Tucker Carlson wasn’t buying the apology John Cena made earlier this week to China after he referred to Taiwan as a distinct country.
Tucker first explained on Wednesday’s episode of “Tucker Carlson Tonight” on Fox News that Cena was called out for saying that Taiwan was one of the “first countries” that could watch his new film “F9,” and added, “as punishment John Cena was instructed to go on Weibo and grovel in Chinese for forgiveness. it’s disgusting.”
In the video, Cena doesn’t exactly apologize for a specific thing but says in nearly fluent Mandarin, “I’m sorry for my mistake. I must say now, [it’s] very, very, very, very important [that] I love, and respect even more, China and the Chinese people.”
Tucker said the video “was effectively a hostage tape” and added that, “He can never mention Taiwan again.”
Tucker also suggested that Cena is part of a larger left-leaning swath of society that Tucker believes cowtows to China because the country helps them get rich. “If you want to make money in China, you have to follow their rules,” he said.

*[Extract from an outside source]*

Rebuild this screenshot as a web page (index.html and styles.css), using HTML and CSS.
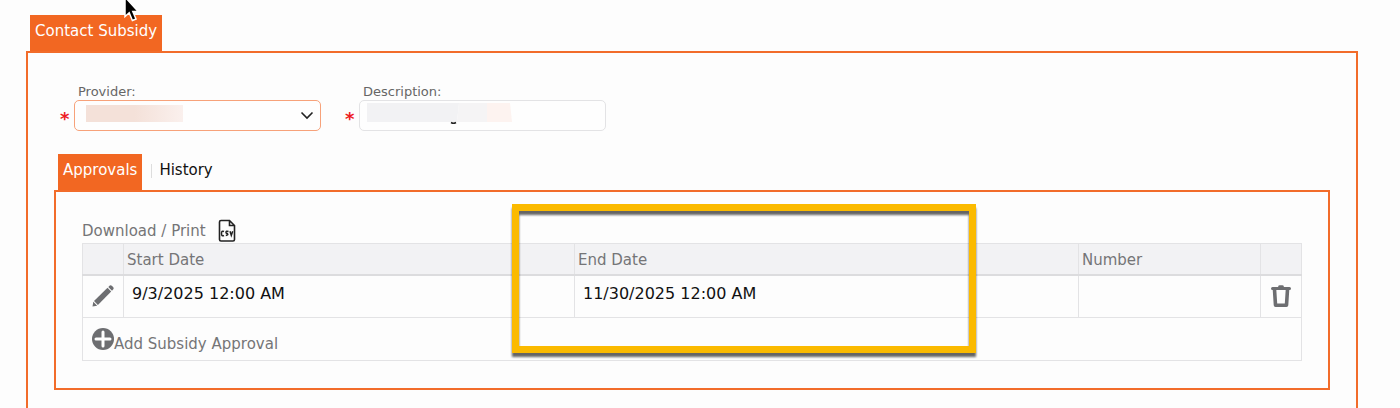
FILE: index.html
```html
<!DOCTYPE html>
<html lang="en">
<head>
  <meta charset="UTF-8">
  <title>Contact Subsidy</title>
  <meta name="viewport" content="width=device-width, initial-scale=1.0">
  <link rel="stylesheet" href="styles.css">
</head>
<body>

<main class="page">
  <nav class="tabs">
    <a class="tab active" href="#subsidy">Contact Subsidy</a>
  </nav>

  <section class="panel outer" id="subsidy">
    <form class="fields">
      <div class="field">
        <label for="provider">Provider:</label>
        <div class="control">
          <span class="required">*</span>
          <div class="box">
            <select id="provider" required>
              <option value=""></option>
            </select>
            <span class="mask mask-provider"></span>
            <svg class="chevron" viewBox="0 0 14 9" width="14" height="9"><path d="M1.500 1.500 7 7l5.500-5.500" fill="none" stroke="#222" stroke-width="1.600"/></svg>
          </div>
        </div>
      </div>
      <div class="field">
        <label for="description">Description:</label>
        <div class="control">
          <span class="required">*</span>
          <div class="box">
            <input type="text" id="description" required>
            <svg class="mask mask-description" viewBox="0 0 146 24" width="146" height="24">
              <path d="M0 0H92L90 19H0Z" fill="#f2f2f4"/>
              <path d="M92 0h28v19H90Z" fill="#f5f4f5"/>
              <path d="M120 0h23l2 19h-25Z" fill="#fdf3f0"/>
              <path d="M84 19.500q2.500 1.500 5 0" fill="none" stroke="#222" stroke-width="1.500"/>
            </svg>
          </div>
        </div>
      </div>
    </form>

    <nav class="tabs">
      <a class="tab active" href="#approvals">Approvals</a>
      <a class="tab divided" href="#history">History</a>
    </nav>

    <section class="panel inner" id="approvals">
      <a class="download" href="#csv">Download / Print
        <svg viewBox="0 0 18 24" width="18" height="24">
          <path d="M3 1.500h8.500l5 5V20.500q0 1.500-1.500 1.500H3q-1.500 0-1.500-1.500V3q0-1.500 1.500-1.500ZM11.500 1.500v5h5" fill="none" stroke="#222" stroke-width="1.600"/>
          <path d="M6 12.500q-2.500-1.200-2.500 2t2.500 2M10.500 12.500q-2.500-.8-2.500.7t1.500 1.400q1.200 1.500-1.700 1.800M12 12.200l1.300 4.200 1.400-4.200" fill="none" stroke="#222" stroke-width="1.500"/>
        </svg>
      </a>

      <table class="grid">
        <thead>
          <tr>
            <th class="col-icon"></th>
            <th class="col-start">Start Date</th>
            <th class="col-end">End Date</th>
            <th class="col-number">Number</th>
            <th class="col-icon"></th>
          </tr>
        </thead>
        <tbody>
          <tr>
            <td class="icon">
              <button type="button" aria-label="Edit">
                <svg viewBox="0 0 24 24" width="24" height="24" fill="#6d6e71">
                  <path d="M1.500 22.500 2.300 17.800 6.200 21.700Z"/>
                  <path d="M3 17 16.500 3.800 20.200 7.500 6.900 20.900Z"/>
                  <path d="M17.300 3 18.800 1.600q1-.8 2 .2l1.500 1.500q.9 1 0 1.900L21 6.700Z"/>
                </svg>
              </button>
            </td>
            <td>9/3/2025 12:00 AM</td>
            <td>11/30/2025 12:00 AM</td>
            <td></td>
            <td class="icon">
              <button type="button" aria-label="Delete">
                <svg viewBox="0 0 24 24" width="24" height="24">
                  <path d="M3.500 4.500h17" fill="none" stroke="#6d6e71" stroke-width="3" stroke-linecap="round"/>
                  <path d="M9 3.500q0-2.200 1.500-2.200h3q1.500 0 1.500 2.200Z" fill="#6d6e71"/>
                  <path d="M5.500 5.500 6.500 21.200h11L18.500 5.500" fill="none" stroke="#6d6e71" stroke-width="3.600" stroke-linejoin="round"/>
                </svg>
              </button>
            </td>
          </tr>
        </tbody>
        <tfoot>
          <tr>
            <td colspan="5">
              <button type="button" class="add">
                <svg viewBox="0 0 22 22" width="22" height="22">
                  <circle cx="11" cy="11" r="11" fill="#6d6e71"/>
                  <path d="M11 4v14M4 11h14" stroke="#fff" stroke-width="3" stroke-linecap="round"/>
                </svg>
                <span>Add Subsidy Approval</span>
              </button>
            </td>
          </tr>
        </tfoot>
      </table>

      <div class="highlight"></div>
    </section>
  </section>
</main>

<svg class="cursor" viewBox="0 0 18 26" width="18" height="26">
  <path d="M2-3V16.500L6.200 12.800 9.400 20.500 13 19 9.800 11.600H15.200Z" fill="#000" stroke="#fff" stroke-width="1.500"/>
</svg>

</body>
</html>
```
FILE: styles.css
```css
* {
  box-sizing: border-box;
}
body {
  font-family: Verdana, "DejaVu Sans", sans-serif;
  font-size: 15px;
  line-height: 20px;
  margin: 0;
  background: #fdfdfd;
  color: #111;
}
.page {
  display: flex;
  flex-direction: column;
  min-height: 100vh;
  padding: 15px 42px 0 26px;
}
.tabs {
  display: flex;
  padding-left: 4px;
}
.tab {
  height: 36px;
  padding: 6px 5px 0;
  color: #111;
  text-decoration: none;
}
.tab.active {
  background: #f26722;
  color: white;
}
.tab.divided::before {
  content: "";
  display: inline-block;
  height: 14px;
  margin: 0 7px 0 4px;
  border-left: 1px solid #ddd;
  vertical-align: middle;
}
.panel {
  border: 2px solid #f26c2a;
}
.outer {
  flex: 1;
  padding: 30px 26px 16px;
  border-bottom: none;
}
.fields {
  display: flex;
  gap: 24px;
  margin: 0 0 23px 6px;
}
.field label {
  display: block;
  padding-left: 18px;
  font-size: 13px;
  line-height: 17px;
  color: #666;
}
.control {
  display: flex;
}
.required {
  width: 14px;
  padding-top: 9px;
  color: #ed1c24;
  font-size: 18px;
  font-weight: bold;
}
.box {
  position: relative;
  width: 247px;
}
.box select,
.box input {
  display: block;
  width: 100%;
  height: 31px;
  padding: 4px 12px;
  border: 1px solid #e3e3e5;
  border-radius: 5px;
  background: #fefefe;
  font: inherit;
  appearance: none;
  outline: none;
}
.box select {
  border-color: #f7a27a;
}
.mask {
  position: absolute;
  pointer-events: none;
}
.mask-provider {
  top: 5px;
  left: 12px;
  width: 97px;
  height: 17px;
  background: linear-gradient(to right, #f4e1d9 50%, #faf0ed);
}
.mask-description {
  top: 3px;
  left: 8px;
}
.chevron {
  position: absolute;
  top: 11px;
  right: 7px;
  pointer-events: none;
}
.inner {
  position: relative;
  padding: 26px 26px 27px;
}
.download {
  display: flex;
  align-items: center;
  gap: 12px;
  height: 25px;
  color: #757577;
  text-decoration: none;
}
.grid {
  width: 100%;
  table-layout: fixed;
  border-collapse: collapse;
}
.grid th,
.grid td {
  border: 1px solid #e3e3e5;
}
.grid th {
  height: 31px;
  padding: 2px 3px 0;
  background: #f2f2f4;
  border-bottom: 2px solid #dcdcde;
  color: #757577;
  font-weight: normal;
  text-align: left;
}
.grid td {
  height: 43px;
  padding: 0 8px 4px;
  font-size: 16px;
}
.grid .icon {
  padding: 0;
  text-align: center;
}
.grid .col-icon {
  width: 41px;
}
.col-start {
  width: 451px;
}
.col-end {
  width: auto;
}
.col-number {
  width: 182px;
}
button {
  padding: 0;
  border: none;
  background: none;
  font: inherit;
  color: inherit;
  cursor: pointer;
}
.icon svg {
  display: block;
}
.icon button {
  display: inline-block;
  vertical-align: middle;
}
.grid tfoot td {
  padding: 4px 9px 0;
}
.add {
  display: flex;
  color: #757577;
  font-size: 15px;
}
.add span {
  padding-top: 6px;
}
.highlight {
  position: absolute;
  top: 12px;
  left: 456px;
  width: 464px;
  height: 149px;
  border: 7px solid #fbba00;
  filter: drop-shadow(0 4px 1px rgba(0, 0, 0, 0.6));
  pointer-events: none;
}
.cursor {
  position: absolute;
  top: 0;
  left: 123px;
}
```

Tucker also noted that most of the responses to Cena’s video both in China and the U.S. have been negative.
China and Taiwan have been mired in a tense face off since the end of the Chinese civil war in 1949, when communist forces under Mao Zedong secured control over the mainland and nationalists relocated to the island. Officially known as the Republic of China, as opposed to the People’s Republic of China, Taiwan has its own president and considers itself an independent nation. Taiwan also considers itself the legitimate government of the territory historically considered Chinese, though it largely stopped making that claim after democratic reforms in the 1990s. China meanwhile considers Taiwan a province in rebellion that will eventually be quashed.
Taiwan held China’s seat in the United Nations until 1971, when the body voted to recognize the Bejing government as the legitimate face of China instead, To this day Bejing refuses to have diplomatic relations with any country that recognizes Taiwanese sovereignty.

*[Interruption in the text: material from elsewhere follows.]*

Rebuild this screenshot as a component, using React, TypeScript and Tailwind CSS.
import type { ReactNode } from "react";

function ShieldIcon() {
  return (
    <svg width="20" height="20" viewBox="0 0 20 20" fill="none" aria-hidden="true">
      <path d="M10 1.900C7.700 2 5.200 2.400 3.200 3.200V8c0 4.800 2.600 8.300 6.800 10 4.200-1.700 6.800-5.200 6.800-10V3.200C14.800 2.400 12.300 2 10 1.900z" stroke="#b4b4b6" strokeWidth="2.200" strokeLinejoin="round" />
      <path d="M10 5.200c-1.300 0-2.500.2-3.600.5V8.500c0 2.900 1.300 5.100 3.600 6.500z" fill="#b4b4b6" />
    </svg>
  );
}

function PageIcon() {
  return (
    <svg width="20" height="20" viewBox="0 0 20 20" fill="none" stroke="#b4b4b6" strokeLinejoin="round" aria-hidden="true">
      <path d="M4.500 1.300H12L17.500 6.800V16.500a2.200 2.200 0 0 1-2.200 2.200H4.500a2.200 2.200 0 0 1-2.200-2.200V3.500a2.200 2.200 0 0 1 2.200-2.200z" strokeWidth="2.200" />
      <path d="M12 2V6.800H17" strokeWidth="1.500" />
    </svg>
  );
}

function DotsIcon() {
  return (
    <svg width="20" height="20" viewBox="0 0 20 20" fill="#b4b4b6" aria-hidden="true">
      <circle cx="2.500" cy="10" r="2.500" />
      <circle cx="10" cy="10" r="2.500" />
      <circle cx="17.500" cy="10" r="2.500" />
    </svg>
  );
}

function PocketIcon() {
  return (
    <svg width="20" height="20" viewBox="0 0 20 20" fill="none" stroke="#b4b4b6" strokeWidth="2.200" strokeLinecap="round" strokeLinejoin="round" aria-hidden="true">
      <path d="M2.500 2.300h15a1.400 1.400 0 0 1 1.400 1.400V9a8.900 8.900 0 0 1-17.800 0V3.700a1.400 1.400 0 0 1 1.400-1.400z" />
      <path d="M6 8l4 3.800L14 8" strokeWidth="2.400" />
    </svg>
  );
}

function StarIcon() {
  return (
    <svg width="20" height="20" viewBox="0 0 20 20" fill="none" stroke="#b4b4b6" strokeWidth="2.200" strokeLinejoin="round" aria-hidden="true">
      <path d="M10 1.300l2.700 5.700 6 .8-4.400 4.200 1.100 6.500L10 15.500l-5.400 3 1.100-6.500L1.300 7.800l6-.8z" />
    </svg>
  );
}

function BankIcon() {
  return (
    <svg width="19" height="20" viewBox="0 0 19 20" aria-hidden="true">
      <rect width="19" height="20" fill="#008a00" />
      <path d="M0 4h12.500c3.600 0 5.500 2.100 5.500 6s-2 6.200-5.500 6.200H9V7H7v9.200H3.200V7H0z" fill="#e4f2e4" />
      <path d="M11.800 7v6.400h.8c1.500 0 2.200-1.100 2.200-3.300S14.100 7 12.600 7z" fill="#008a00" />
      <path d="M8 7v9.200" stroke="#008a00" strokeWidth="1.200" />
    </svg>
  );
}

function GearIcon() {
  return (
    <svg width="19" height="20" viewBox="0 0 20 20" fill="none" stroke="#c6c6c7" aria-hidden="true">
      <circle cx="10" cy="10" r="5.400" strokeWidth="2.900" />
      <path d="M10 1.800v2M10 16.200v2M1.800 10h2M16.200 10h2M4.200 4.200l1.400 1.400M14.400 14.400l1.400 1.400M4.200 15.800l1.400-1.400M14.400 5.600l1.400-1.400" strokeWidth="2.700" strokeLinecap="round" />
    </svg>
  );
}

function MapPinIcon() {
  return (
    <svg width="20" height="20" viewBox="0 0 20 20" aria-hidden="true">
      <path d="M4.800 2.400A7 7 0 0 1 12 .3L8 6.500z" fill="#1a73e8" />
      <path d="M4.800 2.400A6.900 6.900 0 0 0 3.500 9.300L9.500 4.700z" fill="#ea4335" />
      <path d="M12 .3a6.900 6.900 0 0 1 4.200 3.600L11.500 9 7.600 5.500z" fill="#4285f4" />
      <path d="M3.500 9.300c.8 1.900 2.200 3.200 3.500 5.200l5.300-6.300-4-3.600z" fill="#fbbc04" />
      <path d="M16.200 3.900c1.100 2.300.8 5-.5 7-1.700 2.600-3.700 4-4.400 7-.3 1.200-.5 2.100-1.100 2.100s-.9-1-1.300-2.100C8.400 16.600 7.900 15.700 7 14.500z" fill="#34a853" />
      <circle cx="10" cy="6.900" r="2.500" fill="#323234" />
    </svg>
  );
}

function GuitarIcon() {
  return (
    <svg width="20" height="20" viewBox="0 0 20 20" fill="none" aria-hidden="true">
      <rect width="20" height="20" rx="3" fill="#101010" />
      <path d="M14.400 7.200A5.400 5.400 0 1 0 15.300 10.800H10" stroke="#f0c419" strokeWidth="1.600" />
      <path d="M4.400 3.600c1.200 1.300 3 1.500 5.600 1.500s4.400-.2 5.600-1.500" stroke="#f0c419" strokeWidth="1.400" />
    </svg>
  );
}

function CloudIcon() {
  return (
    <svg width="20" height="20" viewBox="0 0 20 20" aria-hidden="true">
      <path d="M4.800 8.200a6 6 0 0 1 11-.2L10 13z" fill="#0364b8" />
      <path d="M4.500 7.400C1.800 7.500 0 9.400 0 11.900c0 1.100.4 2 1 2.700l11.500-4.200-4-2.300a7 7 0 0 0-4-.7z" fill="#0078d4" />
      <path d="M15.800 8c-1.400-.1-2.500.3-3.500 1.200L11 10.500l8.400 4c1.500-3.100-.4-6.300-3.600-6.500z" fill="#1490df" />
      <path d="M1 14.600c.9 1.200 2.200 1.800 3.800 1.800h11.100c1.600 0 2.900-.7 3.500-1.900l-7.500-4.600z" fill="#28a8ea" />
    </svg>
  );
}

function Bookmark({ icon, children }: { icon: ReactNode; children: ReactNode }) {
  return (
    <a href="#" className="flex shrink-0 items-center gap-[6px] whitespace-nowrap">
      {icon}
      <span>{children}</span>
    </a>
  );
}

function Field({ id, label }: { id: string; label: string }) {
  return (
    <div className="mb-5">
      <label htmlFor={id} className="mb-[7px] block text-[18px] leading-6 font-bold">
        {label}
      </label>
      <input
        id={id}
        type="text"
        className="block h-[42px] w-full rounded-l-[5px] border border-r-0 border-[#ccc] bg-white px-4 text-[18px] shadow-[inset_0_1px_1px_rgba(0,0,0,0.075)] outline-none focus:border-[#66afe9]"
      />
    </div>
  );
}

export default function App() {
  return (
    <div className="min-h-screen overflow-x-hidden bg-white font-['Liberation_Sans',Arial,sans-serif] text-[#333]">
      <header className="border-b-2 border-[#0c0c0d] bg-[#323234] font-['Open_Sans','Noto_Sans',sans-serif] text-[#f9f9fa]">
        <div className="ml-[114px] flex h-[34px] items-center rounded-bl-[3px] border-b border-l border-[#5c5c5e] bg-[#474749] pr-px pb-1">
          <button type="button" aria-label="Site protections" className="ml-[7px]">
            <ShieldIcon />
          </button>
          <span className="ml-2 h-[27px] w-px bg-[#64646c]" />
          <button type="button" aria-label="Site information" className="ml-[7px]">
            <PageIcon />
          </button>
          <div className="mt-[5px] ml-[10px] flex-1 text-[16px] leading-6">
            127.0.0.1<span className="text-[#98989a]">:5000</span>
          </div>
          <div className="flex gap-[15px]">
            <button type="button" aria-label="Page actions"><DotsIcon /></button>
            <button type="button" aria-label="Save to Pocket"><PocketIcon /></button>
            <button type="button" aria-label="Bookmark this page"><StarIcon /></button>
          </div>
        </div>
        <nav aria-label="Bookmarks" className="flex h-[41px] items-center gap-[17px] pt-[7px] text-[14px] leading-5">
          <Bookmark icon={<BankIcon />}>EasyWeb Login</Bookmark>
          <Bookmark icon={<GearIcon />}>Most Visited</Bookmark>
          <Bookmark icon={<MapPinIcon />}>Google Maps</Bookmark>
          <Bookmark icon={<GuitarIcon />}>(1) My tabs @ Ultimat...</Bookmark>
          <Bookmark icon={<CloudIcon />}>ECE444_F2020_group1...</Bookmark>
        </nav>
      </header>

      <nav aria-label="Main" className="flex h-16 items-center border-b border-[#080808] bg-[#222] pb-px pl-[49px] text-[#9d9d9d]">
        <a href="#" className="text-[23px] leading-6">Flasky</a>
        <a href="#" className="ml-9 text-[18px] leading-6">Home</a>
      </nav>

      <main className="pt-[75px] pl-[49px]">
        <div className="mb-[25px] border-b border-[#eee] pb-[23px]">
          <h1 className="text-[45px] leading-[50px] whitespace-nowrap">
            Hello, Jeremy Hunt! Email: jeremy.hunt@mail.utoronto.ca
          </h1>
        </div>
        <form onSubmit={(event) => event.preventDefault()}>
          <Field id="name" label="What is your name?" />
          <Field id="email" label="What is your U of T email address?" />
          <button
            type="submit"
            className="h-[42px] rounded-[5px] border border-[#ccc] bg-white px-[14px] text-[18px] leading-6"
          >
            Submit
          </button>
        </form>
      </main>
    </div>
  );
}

The U.S. does not officially recognize Taiwan, but it has long been an unofficial ally and generally, tacitly supports its independence, most recently in January when the Biden administration reiterated support for the current status quo, in which Taiwan is a de facto independent country even if officially it is unrecognized. Beijing claims there is only “one China” and that includes Taiwan, and says that any further move toward actual independence will be considered an act of war.
And complicating all of this is the extent to which China has become an economic powerhouse since the 1990s and uses its financial influence to often force humiliating public shows of fealty from foreign businesses, like the NBA. Which brings us to Cena’s apology, a move obviously intended to head off Beijing from forbidding his or his studios’ movies from being shown in China.
Of course, Tucker’s opposition to authoritarian regimes isn’t applied equally, it seems. For one thing, he has a history of being an outspoken advocate for Russia and its president Vladimir Putin.
Last December, Tucker said on his show that “Putin, for all his faults, does not hate America as much as many of these people do,” referring to liberal Americans. Tucker also offered his take on the conflict between Russia and the Ukraine: “Why do I care what’s going on in the conflict between Ukraine and Russia?” he asked during a panel discussion. “And I’m serious—like, why do I care? And why shouldn’t I root for Russia? Which I am.”
As a sort of fun aside — John Cena has actually known how to speak Mandarin for a few years now, as any lurking superfans who’ve seen his 2018 video review of Lao Gan Ma chili sauce will recall.